Iraq spends little oil cash on rebuilding: U.S

Write: Yaksha [2011-05-20]
WASHINGTON - Iraq has spent little of its growing oil revenues on rebuilding its war-ravaged infrastructure, while the United States has paid billions of dollars for reconstruction, a new U.S. report said on Tuesday.

Since the U.S.-led invasion in 2003, American taxpayers have paid about $48 billion for stabilization and reconstruction activities in Iraq, said the report from the Government Accountability Office, a congressional watchdog agency.

The report said despite oil revenues that will give Iraq an estimated budget surplus of $52.3 billion this year, its government ministries have made minimal outlays for reconstruction, including just $896 million last year.

Senior U.S. senators from both political parties who requested the report said it showed U.S. taxpayers should stop footing the bill for rebuilding things such as Iraqi sewage plants and electricity power lines.

"Despite Iraq earning billions of dollars in oil revenue in the past five years, U.S. taxpayer money has been the overwhelming source of Iraq reconstruction funds," said Sen. John Warner, a Virginia Republican.

"We should not be paying for Iraqi projects, while Iraqi oil revenues continue to pile up in the bank, including outrageous profits from $4 a gallon gas prices in the U.S.," said Sen. Carl Levin, a Michigan Democrat.

"We should require that U.S. taxpayers be reimbursed for the cost of large projects."

The war in Iraq, where the United States has about 144,000 troops, is a major issue in the campaign for U.S. presidential and congressional elections on November 4, along with the flagging economy, a housing crisis and the price of gas.

The Iraqi government generated an estimated $96 billion in revenues from 2005 to 2007, with 94 percent of that attributable to oil, the GAO report said.

For 2008, the GAO estimates Iraq will generate $73 billion to $86 billion in revenues, primarily driven by the high price of oil.

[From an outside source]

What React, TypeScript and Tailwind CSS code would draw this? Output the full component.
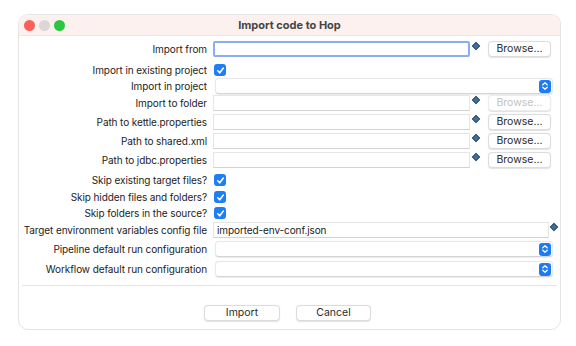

Iraq's government has been slow to spend on rebuilding and outlays have been only a fraction of what Baghdad planned in its capital investment budgets, the GAO said.

Earlier this year, Washington's ambassador to Iraq, Ryan Crocker, said the era of U.S.-funded major infrastructure projects was over.

Levin and Warner said they wrote to the Pentagon this week to complain about a notable example in which U.S. taxpayers are paying about $33 million for the development of an "economic zone" at Baghdad's airport, including funding for two hotels and improvements to a business center that the Iraqi government will own.

The most recent war funding bill passed by Congress requires that reconstruction aid from the U.S. State Department and the Agency for International Development be matched dollar-for-dollar by the Iraqi government.